The company recorded provision benefits of $2.12 billion in the fourth quarter against provisions for credit losses of $351 million in the year-ago quarter. The net benefit was primarily due to a reserve reduction of $2.48 billion related to the transfer of the Apple Card loans.

Goldman’s Quarterly Segmental Performance

The Asset & Wealth Management division generated revenues of $4.72 billion in the reported quarter, down 1% year over year. 

Firmwide assets under supervision were $3.6 trillion, up 14.9% from the prior-year quarter.

The Global Banking & Markets division recorded revenues of $10.41 billion, which increased 22% year over year. The improvement was driven by a rise in net revenues in Equities (including an increase in net revenues in financing), advisory revenues and strong performances in Fixed income, currency and commodities.

The Platform Solutions division posted a loss of $1.68 billion against revenues of $592 million in the year-ago period due to markdowns related to the transfer of Apple Card loans, partially offset by reserve releases.GS’s Capital Ratio Declines

As of Dec. 31, 2025, the standardized Common Equity Tier 1 capital ratio was 14.4%, down from 15% as of Dec. 31, 2024.

The company’s supplementary leverage ratio was 5.2%, down from 5.5% in the year-ago quarter.

Goldman’s Capital Distribution Update

In the reported quarter, GS returned $16.78 billion in capital to common shareholders. This included $12.36 billion in share repurchases and common stock dividends of $4.42 billion.

On Jan. 14, 2026, the board of directors increased the quarterly dividend to $4.50 per common share from $4.00. The dividend will be paid out on March 30, 2026, to common shareholders of record as of March 2, 2026.

Our View on GS

Goldman’s fourth-quarter 2025 results reflect continued strength in trading and investment banking, supported by active client engagement and improving deal activity. Solid equities and advisory performance, coupled with favorable credit reserve releases, drove earnings growth.

However, elevated expenses and ongoing headwinds in Platform Solutions remain near-term concerns. Still, the firm’s robust capital position, diversified revenue base, its leadership position in IB business, along with the company's acquisition of Industry Ventures, solidify GS's position in the global alternatives market and position it well for long-term growth. 

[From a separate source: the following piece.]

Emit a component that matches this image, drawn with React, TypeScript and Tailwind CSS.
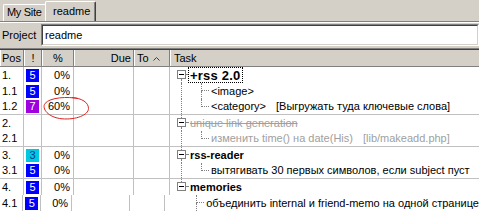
import React from "react"

type Row = {
  pos: string
  pri?: number
  pct?: string
  kind: "parent" | "child"
  text: string
  note?: string
  done?: boolean
  focus?: boolean
  sep?: boolean
  firstRoot?: boolean
  lastRoot?: boolean
  lastChild?: boolean
  rootLine?: boolean
}

const rows: Row[] = [
  { pos: "1.", pri: 5, pct: "0%", kind: "parent", text: "+rss 2.0", focus: true, firstRoot: true },
  { pos: "1.1", pri: 5, pct: "0%", kind: "child", text: "<image>", rootLine: true },
  { pos: "1.2", pri: 7, pct: "60%", kind: "child", text: "<category>", note: "[Выгружать туда ключевые слова]", lastChild: true, rootLine: true, sep: true },
  { pos: "2.", kind: "parent", text: "unique link generation", done: true },
  { pos: "2.1", kind: "child", text: "изменить time() на date(His)", note: "[lib/makeadd.php]", done: true, lastChild: true, rootLine: true, sep: true },
  { pos: "3.", pri: 3, pct: "0%", kind: "parent", text: "rss-reader" },
  { pos: "3.1", pri: 5, pct: "0%", kind: "child", text: "вытягивать 30 первых символов, если subject пуст", lastChild: true, rootLine: true, sep: true },
  { pos: "4.", pri: 5, pct: "0%", kind: "parent", text: "memories", lastRoot: true },
  { pos: "4.1", pri: 5, pct: "0%", kind: "child", text: "объединить internal и friend-memo на одной странице" },
]

const badge: Record<number, string> = {
  5: "bg-[#0000ff] text-white",
  7: "bg-[#a000e0] text-white",
  3: "bg-[#00c8e0] text-[#003c8c]",
}

const dots = "border-dotted border-[#808080]"

function TaskCell({ row }: { row: Row }) {
  const color = row.done ? "text-[#a0a0a0]" : "text-black"

  if (row.kind === "parent") {
    return (
      <div className="flex h-full pl-[7px]">
        <div className="flex w-[9px] flex-col">
          <div className={`ml-[4px] h-[3px] ${row.firstRoot ? "" : "border-l " + dots}`} />
          <div className="flex h-[9px] w-[9px] items-center justify-center border border-[#808080] bg-white">
            <div className="h-px w-[5px] bg-black" />
          </div>
          <div className={`ml-[4px] flex-1 ${row.lastRoot ? "" : "border-l " + dots}`} />
        </div>
        <div className="mt-[7px] h-0 w-[2px] border-t border-dotted border-[#808080]" />
        <span
          className={`flex h-[16px] items-center whitespace-nowrap border px-[1px] ${
            row.focus ? "border-dotted border-black pr-[2px] text-[13px] tracking-[0.2px]" : "border-transparent"
          } ${row.done ? "line-through" : "font-bold"} ${color}`}
        >
          {row.text}
        </span>
      </div>
    )
  }

  return (
    <div className="flex h-full pl-[7px]">
      <div className="flex w-[9px] flex-col">
        <div className={`ml-[4px] flex-1 ${row.rootLine ? "border-l " + dots : ""}`} />
      </div>
      <div className="w-[11px]" />
      <div className="flex w-[12px] flex-col">
        <div className={`ml-[4px] h-[8px] border-b border-l ${dots}`} />
        <div className={`ml-[4px] flex-1 ${row.lastChild ? "" : "border-l " + dots}`} />
      </div>
      <span className={`ml-[2px] flex items-center whitespace-nowrap ${color}`}>
        {row.text}
        {row.note && <span className="ml-[10px]">{row.note}</span>}
      </span>
    </div>
  )
}

function HeadCell({ w, children, className = "" }: { w: string; children?: React.ReactNode; className?: string }) {
  return (
    <div className={`flex h-full items-center border-r border-l border-r-[#808080] border-l-white ${w} ${className}`}>
      {children}
    </div>
  )
}

export default function App() {
  return (
    <div className="relative h-[211px] w-[479px] overflow-hidden bg-[#d4d0c8] font-['Liberation_Sans',Arial,sans-serif] text-[11px] leading-none text-black">
      {/* tabs */}
      <div className="flex h-[21px] items-end pl-[3px]">
        <div className="flex h-[17px] w-[42px] items-center whitespace-nowrap rounded-tl-[2px] border-t border-l border-white pb-[1px] pl-[3px] tracking-[-0.3px]">
          My Site
        </div>
        <div className="flex h-[20px] w-[51px] items-center rounded-t-[2px] border-t border-l border-r border-t-white border-l-white border-r-[#404040] pl-[7px] shadow-[inset_-1px_0_0_#808080]">
          readme
        </div>
      </div>
      <div className="h-px bg-[#808080]" />
      <div className="h-px bg-white" />

      {/* project */}
      <div className="flex h-[25px] items-start pt-[1px]">
        <div className="flex h-[22px] w-[41px] items-center pl-[2px]">Project</div>
        <div className="flex-1 border border-t-[#808080] border-l-[#808080] border-r-white border-b-white">
          <div className="flex h-[20px] items-center border border-t-[#404040] border-l-[#404040] border-r-[#d4d0c8] border-b-[#d4d0c8] bg-white pl-[2px]">
            readme
          </div>
        </div>
      </div>

      {/* list */}
      <div className="border-t border-[#808080]">
        <div className="border-t border-[#404040]">
          <div className="flex h-[17px] border-b border-[#808080]">
            <HeadCell w="w-[24px]" className="border-l-transparent pl-[1px]">Pos</HeadCell>
            <HeadCell w="w-[18px]" className="justify-center">!</HeadCell>
            <HeadCell w="w-[32px]" className="justify-center">%</HeadCell>
            <HeadCell w="w-[60px]" className="justify-end pr-[2px]">Due</HeadCell>
            <HeadCell w="w-[36px]" className="gap-[4px] pl-[2px]">
              To
              <svg width="7" height="4" viewBox="0 0 7 4" className="mt-[1px]">
                <path d="M0.5 3.5 L3.5 0.5 L6.5 3.5" fill="none" stroke="#404040" strokeWidth="1" />
              </svg>
            </HeadCell>
            <div className="flex h-full flex-1 items-center border-l border-white pl-[3px]">Task</div>
          </div>

          <div className="bg-white">
            {rows.map((r) => (
              <div key={r.pos} className={`flex h-[16px] ${r.sep ? "border-b border-[#c0c0c0]" : ""}`}>
                <div className="flex w-[24px] items-center border-r border-[#c0c0c0] pl-[2px]">{r.pos}</div>
                <div className="flex w-[18px] items-center border-r border-[#c0c0c0] pl-[2px]">
                  {r.pri && (
                    <span className={`flex h-[13px] w-[13px] items-center justify-center ${badge[r.pri]}`}>
                      {r.pri}
                    </span>
                  )}
                </div>
                <div className="flex w-[32px] items-center justify-end border-r border-[#c0c0c0] pr-[3px]">{r.pct}</div>
                <div className="w-[60px] border-r border-[#c0c0c0]" />
                <div className="w-[36px] border-r border-[#c0c0c0]" />
                <div className="flex-1">
                  <TaskCell row={r} />
                </div>
              </div>
            ))}
          </div>
        </div>
      </div>

      {/* red mark around 60% */}
      <svg className="pointer-events-none absolute left-[42px] top-[96px]" width="48" height="25" viewBox="0 0 48 25">
        <path
          d="M36 2.5 C26 0.5 8 1.2 3 7.5 C-0.5 12.5 6 21.5 20 22.8 C34 24 46.5 19 46.5 12.5 C46.5 6.5 40 2.2 30 1.6"
          fill="none"
          stroke="#e02020"
          strokeWidth="1"
        />
      </svg>
    </div>
  )
}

The Goldman Sachs Group, Inc. Price, Consensus and EPS Surprise

 

Currently, Goldman carries a Zacks Rank #3 (Hold). You can see the complete list of today’s Zacks #1 Rank (Strong Buy) stocks here.

Performance of Other Financial Firms

Jefferies Financial Group’s (JEF - Free Report) fourth-quarter fiscal 2025 (ended Nov. 30) adjusted earnings from continuing operations of 96 cents per share grew 5.5% year over year. The Zacks Consensus Estimate for earnings was 83 cents.

JEF’s results were aided by strong performance and sustained momentum in Investment Banking and Equities, partially offset by lower net revenues in Fixed Income and Asset Management. However, higher expenses remain a spoilsport.

Solid trading performance and higher net interest income (NII) drove JPMorgan’s (JPM - Free Report) fourth-quarter 2025 adjusted earnings of $5.23 per share. The bottom line handily surpassed the Zacks Consensus Estimate of $5.01.

JPM’s markets revenues exceeded management's expectations and grew 17% year over year. Further, the company recorded an increase in NII, driven by higher yields and 11% year-over-year jump in total loans. However, weak IB performance and higher operating expenses and provisions weighed on the results.